[What to do] Return the material word for word. Do not include the pictures.

# Start of Provided data

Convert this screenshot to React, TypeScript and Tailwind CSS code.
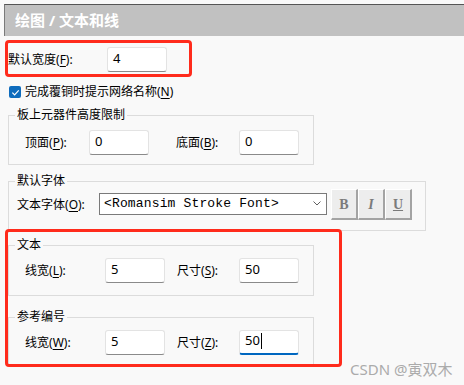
import React from "react";

const Key = ({ t, k }: { t: string; k: string }) => (
	<span>
		{t}(<span className="underline underline-offset-2">{k}</span>):
	</span>
);

const Field = ({ value, focus }: { value: string; focus?: boolean }) => (
	<div
		className={
			"flex h-[25px] w-[60px] items-center rounded-[3px] border border-[#e3e3e3] bg-white pb-[2px] pl-[5px] text-[13px] text-black " +
			(focus ? "border-b-2 border-b-[#0067c0]" : "border-b-[#8a8a8a]")
		}
	>
		{value}
		{focus && <span className="ml-px inline-block h-[16px] w-px bg-black" />}
	</div>
);

const Legend = ({ children }: { children: React.ReactNode }) => (
	<legend className="ml-[6px] px-[2px] text-[12px] leading-[18px] text-black">{children}</legend>
);

const StyleBtn = ({ children }: { children: React.ReactNode }) => (
	<div className="flex h-[31px] w-[27px] items-center justify-center border-b-2 border-l border-r-2 border-t border-b-[#a3a3a3] border-l-white border-r-[#a3a3a3] border-t-white bg-[#ededed] font-['Liberation_Serif',serif] text-[14px] font-bold text-[#7b7b7b]">
		{children}
	</div>
);

export default function App() {
	return (
		<div className="relative h-[385px] w-[464px] overflow-hidden bg-[#f9f9f9] font-['Noto_Sans','Noto_Sans_CJK_SC',sans-serif] text-[12px] text-black">
			<div className="ml-[4px] mt-[4px] flex h-[32px] items-center border-l border-t border-l-[#7a7a7a] border-t-[#555555] bg-[#c1c1c1] pl-[10px] text-[15px] font-bold text-white">
				绘图 / 文本和线
			</div>

			<div className="ml-[8px] mt-[11px] flex h-[25px] items-center">
				<span className="w-[99px]">
					<Key t="默认宽度" k="F" />
				</span>
				<Field value="4" />
			</div>

			<div className="ml-[9px] mt-[13px] flex h-[14px] items-center gap-[4px]">
				<div className="flex h-[12px] w-[12px] items-center justify-center rounded-[2px] bg-[#0f6cbd]">
					<svg width="9" height="9" viewBox="0 0 10 10" fill="none">
						<path d="M1.5 5.2 L4 7.6 L8.6 2.6" stroke="white" strokeWidth="1.3" />
					</svg>
				</div>
				<span>
					完成覆铜时提示网络名称(<span className="underline underline-offset-2">N</span>)
				</span>
			</div>

			<fieldset className="ml-[8px] mt-[7px] w-[306px] border border-[#dcdcdc]">
				<Legend>板上元器件高度限制</Legend>
				<div className="flex items-center pb-[9px] pl-[16px] pt-[6px]">
					<span className="w-[64px]">
						<Key t="顶面" k="P" />
					</span>
					<Field value="0" />
					<span className="ml-[27px] w-[63px]">
						<Key t="底面" k="B" />
					</span>
					<Field value="0" />
				</div>
			</fieldset>

			<fieldset className="ml-[8px] mt-[7px] w-[418px] border border-[#dcdcdc]">
				<Legend>默认字体</Legend>
				<div className="-mt-px flex items-center pb-[10px] pl-[8px]">
					<span className="w-[82px]">
						<Key t="文本字体" k="O" />
					</span>
					<div className="mt-[-2px] flex h-[22px] w-[228px] items-center justify-between border border-[#7a7a7a] bg-white pl-[4px] pr-[5px] font-['Liberation_Mono',monospace] text-[13px] tracking-[0.15px] text-black">
						&lt;Romansim Stroke Font&gt;
						<svg width="8" height="5" viewBox="0 0 8 5" fill="none">
							<path d="M0.5 0.5 L4 4 L7.5 0.5" stroke="#606060" strokeWidth="1" />
						</svg>
					</div>
					<div className="ml-[4px] flex">
						<StyleBtn>B</StyleBtn>
						<StyleBtn>
							<span className="italic">I</span>
						</StyleBtn>
						<StyleBtn>
							<span className="underline">U</span>
						</StyleBtn>
					</div>
				</div>
			</fieldset>

			<fieldset className="ml-[8px] mt-[5px] w-[306px] border border-[#dcdcdc]">
				<Legend>文本</Legend>
				<div className="flex items-center pb-[12px] pl-[16px] pt-[4px]">
					<span className="w-[80px]">
						<Key t="线宽" k="L" />
					</span>
					<Field value="5" />
					<span className="ml-[12px] w-[62px]">
						<Key t="尺寸" k="S" />
					</span>
					<Field value="50" />
				</div>
			</fieldset>

			<fieldset className="ml-[8px] mt-[12px] w-[306px] border border-[#dcdcdc]">
				<Legend>参考编号</Legend>
				<div className="flex items-center pb-[9px] pl-[16px] pt-[4px]">
					<span className="w-[80px]">
						<Key t="线宽" k="W" />
					</span>
					<Field value="5" />
					<span className="ml-[12px] w-[62px]">
						<Key t="尺寸" k="Z" />
					</span>
					<Field value="50" focus />
				</div>
			</fieldset>

			{/* annotation boxes */}
			<div className="absolute left-[5px] top-[40px] h-[37px] w-[187px] rounded-[4px] border-[3px] border-[#ff2b1c]" />
			<div className="absolute left-[5px] top-[229px] h-[138px] w-[337px] rounded-[4px] border-[3px] border-[#ff2b1c]" />

			<div className="absolute left-[350px] top-[358px] text-[15px] text-[#ababab]">CSDN @寅双木</div>
		</div>
	);
}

# End of Provided data

[Written response]
Convert this screenshot to React, TypeScript and Tailwind CSS code.
import React from "react";

const Key = ({ t, k }: { t: string; k: string }) => (
	<span>
		{t}(<span className="underline underline-offset-2">{k}</span>):
	</span>
);

const Field = ({ value, focus }: { value: string; focus?: boolean }) => (
	<div
		className={
			"flex h-[25px] w-[60px] items-center rounded-[3px] border border-[#e3e3e3] bg-white pb-[2px] pl-[5px] text-[13px] text-black " +
			(focus ? "border-b-2 border-b-[#0067c0]" : "border-b-[#8a8a8a]")
		}
	>
		{value}
		{focus && <span className="ml-px inline-block h-[16px] w-px bg-black" />}
	</div>
);

const Legend = ({ children }: { children: React.ReactNode }) => (
	<legend className="ml-[6px] px-[2px] text-[12px] leading-[18px] text-black">{children}</legend>
);

const StyleBtn = ({ children }: { children: React.ReactNode }) => (
	<div className="flex h-[31px] w-[27px] items-center justify-center border-b-2 border-l border-r-2 border-t border-b-[#a3a3a3] border-l-white border-r-[#a3a3a3] border-t-white bg-[#ededed] font-['Liberation_Serif',serif] text-[14px] font-bold text-[#7b7b7b]">
		{children}
	</div>
);

export default function App() {
	return (
		<div className="relative h-[385px] w-[464px] overflow-hidden bg-[#f9f9f9] font-['Noto_Sans','Noto_Sans_CJK_SC',sans-serif] text-[12px] text-black">
			<div className="ml-[4px] mt-[4px] flex h-[32px] items-center border-l border-t border-l-[#7a7a7a] border-t-[#555555] bg-[#c1c1c1] pl-[10px] text-[15px] font-bold text-white">
				绘图 / 文本和线
			</div>

			<div className="ml-[8px] mt-[11px] flex h-[25px] items-center">
				<span className="w-[99px]">
					<Key t="默认宽度" k="F" />
				</span>
				<Field value="4" />
			</div>

			<div className="ml-[9px] mt-[13px] flex h-[14px] items-center gap-[4px]">
				<div className="flex h-[12px] w-[12px] items-center justify-center rounded-[2px] bg-[#0f6cbd]">
					<svg width="9" height="9" viewBox="0 0 10 10" fill="none">
						<path d="M1.5 5.2 L4 7.6 L8.6 2.6" stroke="white" strokeWidth="1.3" />
					</svg>
				</div>
				<span>
					完成覆铜时提示网络名称(<span className="underline underline-offset-2">N</span>)
				</span>
			</div>

			<fieldset className="ml-[8px] mt-[7px] w-[306px] border border-[#dcdcdc]">
				<Legend>板上元器件高度限制</Legend>
				<div className="flex items-center pb-[9px] pl-[16px] pt-[6px]">
					<span className="w-[64px]">
						<Key t="顶面" k="P" />
					</span>
					<Field value="0" />
					<span className="ml-[27px] w-[63px]">
						<Key t="底面" k="B" />
					</span>
					<Field value="0" />
				</div>
			</fieldset>

			<fieldset className="ml-[8px] mt-[7px] w-[418px] border border-[#dcdcdc]">
				<Legend>默认字体</Legend>
				<div className="-mt-px flex items-center pb-[10px] pl-[8px]">
					<span className="w-[82px]">
						<Key t="文本字体" k="O" />
					</span>
					<div className="mt-[-2px] flex h-[22px] w-[228px] items-center justify-between border border-[#7a7a7a] bg-white pl-[4px] pr-[5px] font-['Liberation_Mono',monospace] text-[13px] tracking-[0.15px] text-black">
						&lt;Romansim Stroke Font&gt;
						<svg width="8" height="5" viewBox="0 0 8 5" fill="none">
							<path d="M0.5 0.5 L4 4 L7.5 0.5" stroke="#606060" strokeWidth="1" />
						</svg>
					</div>
					<div className="ml-[4px] flex">
						<StyleBtn>B</StyleBtn>
						<StyleBtn>
							<span className="italic">I</span>
						</StyleBtn>
						<StyleBtn>
							<span className="underline">U</span>
						</StyleBtn>
					</div>
				</div>
			</fieldset>

			<fieldset className="ml-[8px] mt-[5px] w-[306px] border border-[#dcdcdc]">
				<Legend>文本</Legend>
				<div className="flex items-center pb-[12px] pl-[16px] pt-[4px]">
					<span className="w-[80px]">
						<Key t="线宽" k="L" />
					</span>
					<Field value="5" />
					<span className="ml-[12px] w-[62px]">
						<Key t="尺寸" k="S" />
					</span>
					<Field value="50" />
				</div>
			</fieldset>

			<fieldset className="ml-[8px] mt-[12px] w-[306px] border border-[#dcdcdc]">
				<Legend>参考编号</Legend>
				<div className="flex items-center pb-[9px] pl-[16px] pt-[4px]">
					<span className="w-[80px]">
						<Key t="线宽" k="W" />
					</span>
					<Field value="5" />
					<span className="ml-[12px] w-[62px]">
						<Key t="尺寸" k="Z" />
					</span>
					<Field value="50" focus />
				</div>
			</fieldset>

			{/* annotation boxes */}
			<div className="absolute left-[5px] top-[40px] h-[37px] w-[187px] rounded-[4px] border-[3px] border-[#ff2b1c]" />
			<div className="absolute left-[5px] top-[229px] h-[138px] w-[337px] rounded-[4px] border-[3px] border-[#ff2b1c]" />

			<div className="absolute left-[350px] top-[358px] text-[15px] text-[#ababab]">CSDN @寅双木</div>
		</div>
	);
}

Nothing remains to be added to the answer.